--- START Task input ---

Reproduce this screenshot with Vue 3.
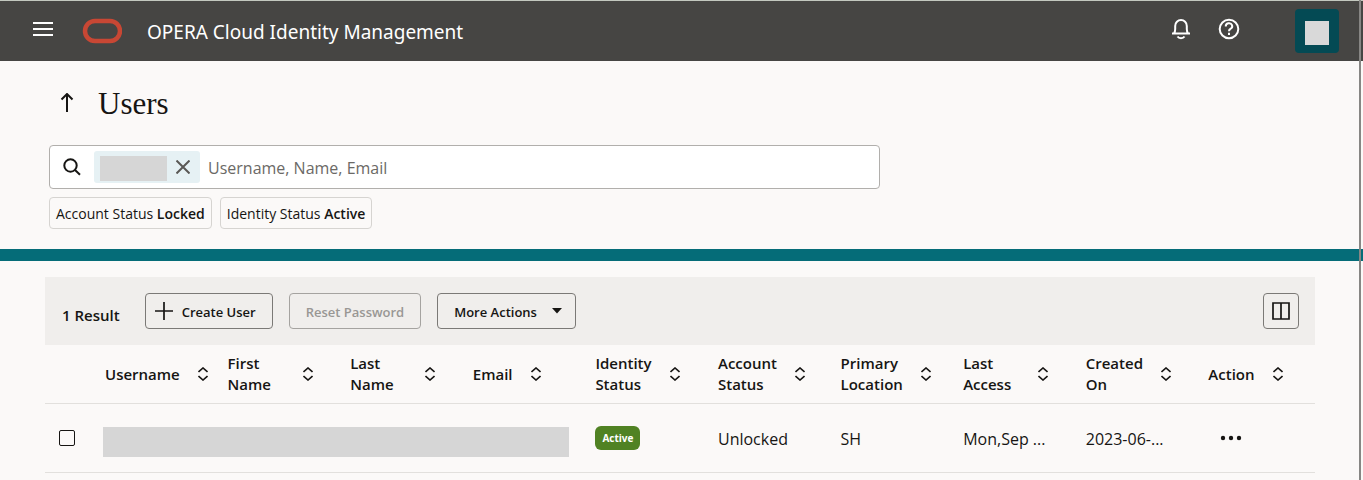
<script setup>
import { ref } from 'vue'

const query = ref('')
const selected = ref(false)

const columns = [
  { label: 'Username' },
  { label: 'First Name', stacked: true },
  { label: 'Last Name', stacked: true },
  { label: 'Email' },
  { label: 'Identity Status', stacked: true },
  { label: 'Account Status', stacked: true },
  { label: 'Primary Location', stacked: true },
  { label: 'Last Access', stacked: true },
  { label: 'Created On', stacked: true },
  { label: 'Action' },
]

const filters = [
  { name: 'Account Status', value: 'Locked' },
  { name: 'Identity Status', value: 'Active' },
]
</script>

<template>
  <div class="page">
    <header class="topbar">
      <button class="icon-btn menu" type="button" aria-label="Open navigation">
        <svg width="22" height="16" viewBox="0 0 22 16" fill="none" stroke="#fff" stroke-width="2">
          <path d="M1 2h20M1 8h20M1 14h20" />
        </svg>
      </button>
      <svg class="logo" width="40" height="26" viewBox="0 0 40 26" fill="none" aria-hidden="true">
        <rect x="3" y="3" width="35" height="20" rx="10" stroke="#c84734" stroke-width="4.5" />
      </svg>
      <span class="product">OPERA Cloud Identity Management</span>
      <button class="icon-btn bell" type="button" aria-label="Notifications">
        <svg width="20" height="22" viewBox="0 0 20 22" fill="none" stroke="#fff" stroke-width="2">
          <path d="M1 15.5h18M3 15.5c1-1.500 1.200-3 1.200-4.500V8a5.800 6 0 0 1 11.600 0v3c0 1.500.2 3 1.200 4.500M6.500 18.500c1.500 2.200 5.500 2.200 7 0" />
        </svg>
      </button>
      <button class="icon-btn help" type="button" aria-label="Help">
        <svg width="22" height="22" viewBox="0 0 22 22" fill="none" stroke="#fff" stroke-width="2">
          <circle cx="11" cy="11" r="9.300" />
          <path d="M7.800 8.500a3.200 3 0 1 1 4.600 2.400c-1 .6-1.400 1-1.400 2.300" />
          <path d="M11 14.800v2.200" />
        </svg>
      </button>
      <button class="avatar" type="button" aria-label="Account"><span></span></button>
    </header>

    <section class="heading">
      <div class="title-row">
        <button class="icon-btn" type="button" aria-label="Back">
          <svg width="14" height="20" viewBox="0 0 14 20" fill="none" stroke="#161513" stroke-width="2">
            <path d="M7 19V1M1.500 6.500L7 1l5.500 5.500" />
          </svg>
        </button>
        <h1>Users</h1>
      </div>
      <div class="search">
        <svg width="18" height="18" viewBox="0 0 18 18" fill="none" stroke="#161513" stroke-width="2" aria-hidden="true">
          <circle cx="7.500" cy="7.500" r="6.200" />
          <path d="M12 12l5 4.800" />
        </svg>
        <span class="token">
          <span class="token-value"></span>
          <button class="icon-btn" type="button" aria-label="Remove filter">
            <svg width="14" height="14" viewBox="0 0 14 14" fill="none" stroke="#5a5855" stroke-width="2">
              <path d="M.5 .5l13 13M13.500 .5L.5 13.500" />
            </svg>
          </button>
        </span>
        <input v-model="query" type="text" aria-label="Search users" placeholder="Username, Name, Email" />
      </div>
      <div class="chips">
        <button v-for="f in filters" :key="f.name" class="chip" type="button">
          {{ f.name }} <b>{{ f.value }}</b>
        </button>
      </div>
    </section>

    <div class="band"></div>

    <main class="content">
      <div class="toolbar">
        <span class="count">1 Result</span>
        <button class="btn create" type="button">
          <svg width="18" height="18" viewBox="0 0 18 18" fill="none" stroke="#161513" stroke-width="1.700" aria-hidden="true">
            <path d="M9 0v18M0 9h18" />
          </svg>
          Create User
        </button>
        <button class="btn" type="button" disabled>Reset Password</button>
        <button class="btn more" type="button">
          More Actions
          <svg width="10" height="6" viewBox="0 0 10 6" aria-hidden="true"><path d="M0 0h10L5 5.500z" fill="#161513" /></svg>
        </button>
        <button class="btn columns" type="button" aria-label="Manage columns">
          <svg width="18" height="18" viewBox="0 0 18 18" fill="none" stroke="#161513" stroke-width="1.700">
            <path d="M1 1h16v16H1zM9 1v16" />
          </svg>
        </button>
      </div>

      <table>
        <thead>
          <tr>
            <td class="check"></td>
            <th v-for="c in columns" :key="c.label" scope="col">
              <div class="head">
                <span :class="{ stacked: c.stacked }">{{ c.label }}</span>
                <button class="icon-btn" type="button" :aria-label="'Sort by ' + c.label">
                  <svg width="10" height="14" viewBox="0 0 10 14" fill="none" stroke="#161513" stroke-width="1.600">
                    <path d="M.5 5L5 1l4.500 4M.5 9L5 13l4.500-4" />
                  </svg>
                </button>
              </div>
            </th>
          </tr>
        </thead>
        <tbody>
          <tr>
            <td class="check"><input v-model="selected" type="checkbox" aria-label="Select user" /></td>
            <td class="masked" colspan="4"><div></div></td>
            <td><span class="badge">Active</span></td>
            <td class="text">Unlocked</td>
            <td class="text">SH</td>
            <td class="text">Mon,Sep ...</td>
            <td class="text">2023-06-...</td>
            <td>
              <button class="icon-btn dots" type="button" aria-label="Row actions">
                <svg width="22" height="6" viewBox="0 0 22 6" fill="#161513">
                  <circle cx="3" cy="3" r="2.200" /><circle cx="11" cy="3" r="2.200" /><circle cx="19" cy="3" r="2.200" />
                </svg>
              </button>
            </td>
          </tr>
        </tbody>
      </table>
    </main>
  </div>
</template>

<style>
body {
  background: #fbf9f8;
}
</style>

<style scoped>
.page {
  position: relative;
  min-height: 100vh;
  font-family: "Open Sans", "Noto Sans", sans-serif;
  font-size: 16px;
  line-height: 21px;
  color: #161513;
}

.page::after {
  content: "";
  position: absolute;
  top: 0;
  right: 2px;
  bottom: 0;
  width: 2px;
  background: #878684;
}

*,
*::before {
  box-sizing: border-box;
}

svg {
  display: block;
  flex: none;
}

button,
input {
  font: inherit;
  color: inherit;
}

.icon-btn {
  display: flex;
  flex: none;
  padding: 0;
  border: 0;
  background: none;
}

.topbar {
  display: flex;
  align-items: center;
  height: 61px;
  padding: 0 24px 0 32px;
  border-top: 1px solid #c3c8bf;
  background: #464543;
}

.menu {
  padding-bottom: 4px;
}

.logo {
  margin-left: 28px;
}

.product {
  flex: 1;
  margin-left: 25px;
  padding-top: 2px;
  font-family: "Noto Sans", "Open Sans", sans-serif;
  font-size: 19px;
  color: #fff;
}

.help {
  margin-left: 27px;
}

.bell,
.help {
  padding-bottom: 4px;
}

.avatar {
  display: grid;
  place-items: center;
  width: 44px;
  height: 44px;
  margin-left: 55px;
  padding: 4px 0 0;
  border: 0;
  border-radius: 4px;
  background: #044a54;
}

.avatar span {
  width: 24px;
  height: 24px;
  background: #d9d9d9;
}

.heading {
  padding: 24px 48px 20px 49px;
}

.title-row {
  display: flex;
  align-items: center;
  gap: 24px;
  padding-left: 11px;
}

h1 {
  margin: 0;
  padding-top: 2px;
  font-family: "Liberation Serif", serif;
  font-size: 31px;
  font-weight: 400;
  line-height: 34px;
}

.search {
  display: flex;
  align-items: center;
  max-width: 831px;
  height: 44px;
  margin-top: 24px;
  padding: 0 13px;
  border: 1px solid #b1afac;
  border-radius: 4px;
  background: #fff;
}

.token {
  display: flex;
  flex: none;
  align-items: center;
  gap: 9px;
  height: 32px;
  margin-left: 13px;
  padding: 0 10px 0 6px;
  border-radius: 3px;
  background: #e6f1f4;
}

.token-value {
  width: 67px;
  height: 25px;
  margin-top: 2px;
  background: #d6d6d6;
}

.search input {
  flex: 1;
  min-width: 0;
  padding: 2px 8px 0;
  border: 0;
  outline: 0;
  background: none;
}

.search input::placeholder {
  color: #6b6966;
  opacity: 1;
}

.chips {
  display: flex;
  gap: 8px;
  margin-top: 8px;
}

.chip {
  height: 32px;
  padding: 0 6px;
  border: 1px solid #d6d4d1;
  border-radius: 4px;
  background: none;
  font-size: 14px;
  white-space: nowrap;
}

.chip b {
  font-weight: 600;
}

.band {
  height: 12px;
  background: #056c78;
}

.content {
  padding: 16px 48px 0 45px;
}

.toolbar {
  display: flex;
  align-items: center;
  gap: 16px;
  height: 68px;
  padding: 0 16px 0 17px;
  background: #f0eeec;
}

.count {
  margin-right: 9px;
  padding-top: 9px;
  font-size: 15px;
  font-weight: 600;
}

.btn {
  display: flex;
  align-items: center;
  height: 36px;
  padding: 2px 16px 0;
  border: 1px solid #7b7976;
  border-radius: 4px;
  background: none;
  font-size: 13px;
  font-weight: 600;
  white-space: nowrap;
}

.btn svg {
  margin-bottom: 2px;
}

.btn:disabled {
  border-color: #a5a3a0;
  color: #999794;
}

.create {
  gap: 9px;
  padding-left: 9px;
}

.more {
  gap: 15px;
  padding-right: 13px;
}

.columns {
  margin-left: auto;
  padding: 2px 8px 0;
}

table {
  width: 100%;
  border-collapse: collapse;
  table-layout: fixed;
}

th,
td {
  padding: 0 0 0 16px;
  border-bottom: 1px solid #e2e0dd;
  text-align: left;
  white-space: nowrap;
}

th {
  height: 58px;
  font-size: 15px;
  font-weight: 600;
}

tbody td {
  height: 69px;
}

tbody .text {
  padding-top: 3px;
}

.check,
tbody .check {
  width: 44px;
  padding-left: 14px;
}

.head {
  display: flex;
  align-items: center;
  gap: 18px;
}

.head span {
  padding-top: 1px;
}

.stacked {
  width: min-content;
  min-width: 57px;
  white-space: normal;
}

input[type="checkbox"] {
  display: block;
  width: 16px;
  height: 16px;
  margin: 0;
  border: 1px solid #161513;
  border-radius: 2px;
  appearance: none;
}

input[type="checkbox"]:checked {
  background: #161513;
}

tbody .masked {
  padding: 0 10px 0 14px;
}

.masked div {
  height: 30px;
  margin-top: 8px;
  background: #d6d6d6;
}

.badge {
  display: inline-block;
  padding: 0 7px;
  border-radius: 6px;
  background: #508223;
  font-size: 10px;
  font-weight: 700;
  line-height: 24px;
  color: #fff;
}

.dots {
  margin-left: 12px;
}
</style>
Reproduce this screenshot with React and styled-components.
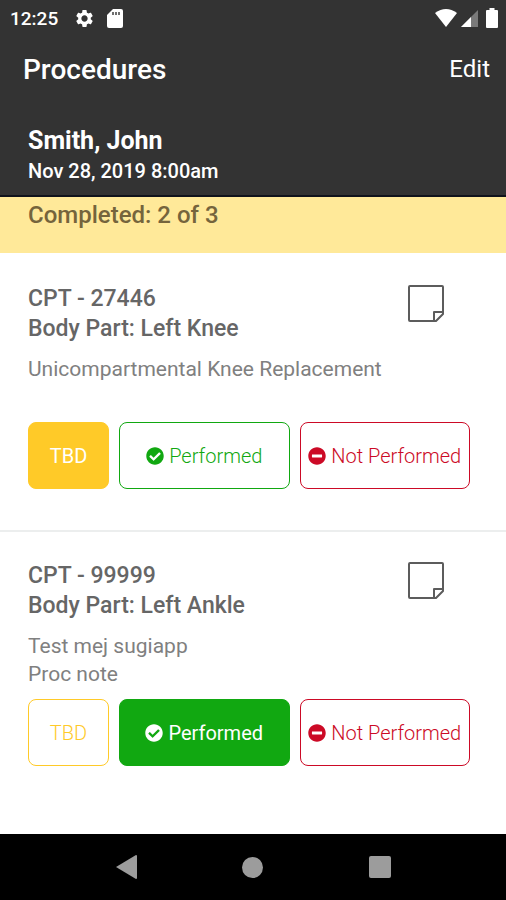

--- END Task input ---

— Exercise goal —
Reproduce, word for word, every line from the start of the records down to and including the line with "const selected = ref(false)"; skip the pictures.

— Solution below —
Reproduce this screenshot with Vue 3.
<script setup>
import { ref } from 'vue'

const query = ref('')
const selected = ref(false)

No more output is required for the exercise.